17    I note that, at the hearing, Mr Trewavas for Mr Harris conceded that the amount of questionable transactions Mr Harris was claiming for the purposes of the current interlocutory application totalled $718,701.37 on the basis that there had been some double counting.

18    Mr Harris contacted Mr Dimon on 4 July 2018 to discuss these transactions.

19    At some time in July, Mr Harris was informed by the Mr Evans that the Company owed the Australian Taxation Office approximately $340,000 and that it would struggle to pay the debt as “the money was gone”.

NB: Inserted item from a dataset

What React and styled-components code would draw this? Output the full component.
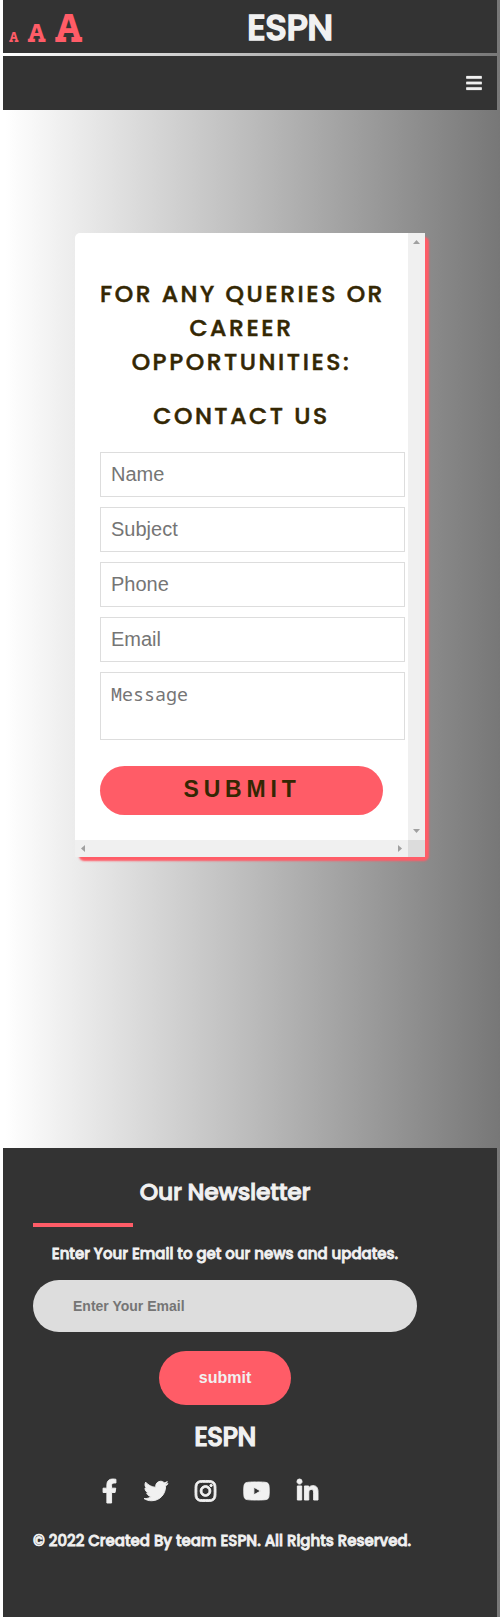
import React from "react";
import styled, { createGlobalStyle, css } from "styled-components";
import { FaBars, FaFacebookF, FaTwitter, FaInstagram, FaYoutube, FaLinkedinIn } from "react-icons/fa";

const Global = createGlobalStyle`
  *, *::before, *::after { box-sizing: border-box; }
  body { margin: 0; }
`;

const accent = "#ff5c67";
const dark = "#333333";
const light = "#f1f1f1";
const heading = `Poppins, Inter, "Open Sans", sans-serif`;
const arial = `Arial, "Liberation Sans", sans-serif`;

const Page = styled.div`
  display: flex;
  flex-direction: column;
  height: 1617px;
  padding: 0 3px;
  background: linear-gradient(to right, #ffffff 0, #ffffff 1%, #777777 100%);
  font-family: ${heading};
  color: ${light};
`;

const Header = styled.header`
  display: grid;
  grid-template-columns: 90px 1fr;
  height: 53px;
  margin-bottom: 3px;
  background: ${dark};
`;

const FontSizes = styled.div`
  display: flex;
  align-items: baseline;
  gap: 9px;
  padding: 5px 0 0 6px;
  color: ${accent};
  font-family: Arvo, "DejaVu Serif", serif;
  font-weight: 700;
  line-height: 46px;
`;

const SizeLetter = styled.span`
  font-size: ${(p) => p.$size}px;
`;

const emboldened = css`
  font-weight: 500;
  letter-spacing: ${(p) => p.$spacing || 0}px;
  -webkit-text-stroke: ${(p) => p.$stroke || 0.9}px currentColor;
`;

const Brand = styled.h1`
  ${emboldened}
  margin: 0;
  padding-left: 154px;
  font-size: 36px;
  line-height: 55px;
`;

const Nav = styled.nav`
  display: flex;
  align-items: center;
  justify-content: flex-end;
  height: 54px;
  padding-right: 15px;
  background: ${dark};
  svg { width: 16px; height: 18px; stroke: currentColor; stroke-width: 8px; }
`;

const Main = styled.main`
  flex: 1;
  padding: 123px 0 0 72px;
`;

const Card = styled.section`
  display: grid;
  grid-template: 607px 17px / 333px 17px;
  width: 350px;
  border-radius: 5px;
  background: #fff;
  box-shadow: 4px 4px 2px ${accent};
`;

const Form = styled.form`
  display: flex;
  flex-direction: column;
  gap: 10px;
  padding: 44px 25px 0;
  color: #342703;
`;

const FormTitle = styled.h2`
  margin: 0 0 ${(p) => p.$below}px;
  font-size: 23.5px;
  font-weight: 500;
  line-height: 34px;
  letter-spacing: 2.55px;
  -webkit-text-stroke: 0.5px currentColor;
  text-align: center;
  white-space: nowrap;
`;

const Line = styled.span`
  display: block;
`;

const field = css`
  width: 305px;
  padding: 10px;
  border: 1px solid #dddddd;
  background: #fff;
  outline: none;
  resize: none;
  &::placeholder { color: #757575; opacity: 1; }
`;

const Input = styled.input`
  ${field}
  height: 45px;
  font: 20px ${arial};
`;

const TextArea = styled.textarea`
  ${field}
  display: block;
  height: 68px;
  padding-top: 9px;
  overflow: hidden;
  font: 18.33px/24px "Noto Sans Mono", "DejaVu Sans Mono", monospace;
`;

const SubmitButton = styled.button`
  width: 283px;
  height: 49px;
  margin-top: 16px;
  padding: 0 0 2px 1px;
  border: 0;
  border-radius: 25px;
  background: ${accent};
  color: #342703;
  font: 700 23px ${arial};
  letter-spacing: 4.8px;
`;

const ScrollTrack = styled.div`
  display: flex;
  flex-direction: ${(p) => (p.$vertical ? "column" : "row")};
  align-items: center;
  justify-content: space-between;
  padding: ${(p) => (p.$vertical ? "7px 0" : "0 6px")};
  background: #f0f0f0;
`;

const Corner = styled.div`
  background: #dcdcdc;
`;

const Arrow = styled.svg`
  display: block;
  fill: #a0a0a0;
`;

const Footer = styled.footer`
  display: flex;
  flex-direction: column;
  height: 469px;
  padding: 26px 80px 0 30px;
  background: ${dark};
  white-space: nowrap;
`;

const NewsTitle = styled.h3`
  ${emboldened}
  margin: 0;
  font-size: 23.5px;
  line-height: 35px;
  text-align: center;
`;

const Rule = styled.div`
  width: 100px;
  height: 4px;
  margin: 14px 0 15px;
  background: ${accent};
`;

const NewsText = styled.p`
  ${emboldened}
  margin: 0 0 15px;
  font-size: 15px;
  line-height: 23px;
  text-align: center;
`;

const EmailInput = styled.input`
  width: 384px;
  height: 52px;
  padding: 0 40px;
  border: 0;
  border-radius: 26px;
  background: #dddddd;
  font: 700 14px ${arial};
  &::placeholder { color: #757575; opacity: 1; }
`;

const NewsButton = styled.button`
  align-self: center;
  width: 132px;
  height: 54px;
  margin-top: 19px;
  border: 0;
  border-radius: 27px;
  background: ${accent};
  color: #f1f1f1;
  font: 700 16px ${arial};
`;

const FooterBrand = styled.h3`
  ${emboldened}
  margin: 15px 0 24px;
  font-size: 26px;
  line-height: 35px;
  text-align: center;
`;

const Socials = styled.div`
  display: flex;
  align-items: center;
  gap: 27px;
  height: 24px;
  padding-left: 69px;
`;

const SocialLink = styled.span`
  display: block;
  width: ${(p) => p.$width}px;
  height: 24px;
  svg {
    display: block;
    width: 100%;
    height: 100%;
    overflow: visible;
    stroke: currentColor;
    stroke-width: 20px;
  }
`;

const Copyright = styled.p`
  ${emboldened}
  margin: 26px 0 0;
  font-size: 15px;
  line-height: 23px;
`;

export default function App() {
  return (
    <Page>
      <Global />
      <Header>
        <FontSizes>
          <SizeLetter $size={13}>A</SizeLetter>
          <SizeLetter $size={25}>A</SizeLetter>
          <SizeLetter $size={38}>A</SizeLetter>
        </FontSizes>
        <Brand $stroke={1.6} $spacing={-0.6}>ESPN</Brand>
      </Header>
      <Nav><FaBars /></Nav>
      <Main>
        <Card>
          <Form>
            <FormTitle $below={10}>
              <Line>FOR ANY QUERIES OR</Line>
              <Line>CAREER</Line>
              <Line>OPPORTUNITIES:</Line>
            </FormTitle>
            <FormTitle as="h3" $below={9}>CONTACT US</FormTitle>
            <Input placeholder="Name" />
            <Input placeholder="Subject" />
            <Input placeholder="Phone" />
            <Input placeholder="Email" />
            <TextArea placeholder="Message" />
            <SubmitButton type="button">SUBMIT</SubmitButton>
          </Form>
          <ScrollTrack $vertical>
            <Arrow width="7" height="4"><path d="M0 4L3.5 0L7 4z" /></Arrow>
            <Arrow width="7" height="4"><path d="M0 0L3.5 4L7 0z" /></Arrow>
          </ScrollTrack>
          <ScrollTrack>
            <Arrow width="4" height="7"><path d="M4 0L0 3.5L4 7z" /></Arrow>
            <Arrow width="4" height="7"><path d="M0 0L4 3.5L0 7z" /></Arrow>
          </ScrollTrack>
          <Corner />
        </Card>
      </Main>
      <Footer>
        <NewsTitle $spacing={-0.25}>Our Newsletter</NewsTitle>
        <Rule />
        <NewsText $stroke={0.8}>Enter Your Email to get our news and updates.</NewsText>
        <EmailInput placeholder="Enter Your Email" />
        <NewsButton type="button">submit</NewsButton>
        <FooterBrand $stroke={1.2} $spacing={-0.5}>ESPN</FooterBrand>
        <Socials>
          <SocialLink $width={15}><FaFacebookF /></SocialLink>
          <SocialLink $width={24}><FaTwitter /></SocialLink>
          <SocialLink $width={21}><FaInstagram /></SocialLink>
          <SocialLink $width={27}><FaYoutube /></SocialLink>
          <SocialLink $width={21}><FaLinkedinIn /></SocialLink>
        </Socials>
        <Copyright $stroke={0.8}>© 2022 Created By team ESPN. All Rights Reserved.</Copyright>
      </Footer>
    </Page>
  );
}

20    On 28 July 2018, Mr Harris states that he met with Mr Evans and Mr Dimon to discuss the questionable transactions. The first defendant stated that he would “fix it”.

21    On 28 August 2018, the first defendant cancelled all Company credit cards, including those in the name of Mr Harris. Mr Harris had received a text message from Mr Evans, in which Mr Evans informed him that he was going to cancel the Company credit cards because Mr Evans believed that someone had gained access to his credit card.

22    From 28 August 2018 date, Mr Harris’ access to the Company server, including the Xero system, was suspended.

23    On 31 August 2018, Mr Harris received a letter from the lawyers for the Company, advising him that:

    a general meeting was held on 31 August 2018, at which a resolution to remove him as a director with immediate effect was passed; and

    he was no longer authorised to attend the premises of the Company, represent the Company, use Company information, property, intellectual property, bank accounts, or contact existing clients of the company.

24    Mr Harris’ electronic access to the Company, including email and text messages, was revoked on 31 August 2018.

25    Mr Harris deposes that he did not receive notice of the general meeting of 31 August 2018. Further, Mr Harris was not paid his salary for the month of August.

26    On 3 September 2018, Mr Harris attended a Westpac branch to obtain a statement for the Company account for August 2018. The statement showed that from 20 to 28 August 2018, a total of $82,400 had been withdrawn online from the Company bank account. Mr Harris states that only he and the first and second defendant had access to the account. The balance at that date was reduced to $126.56.

Affidavit of Mr Roland James Evans of 22 November 2018

27    Mr Evans replied to the affidavit of Mr Harris in an affidavit of his own dated 22 November 2018.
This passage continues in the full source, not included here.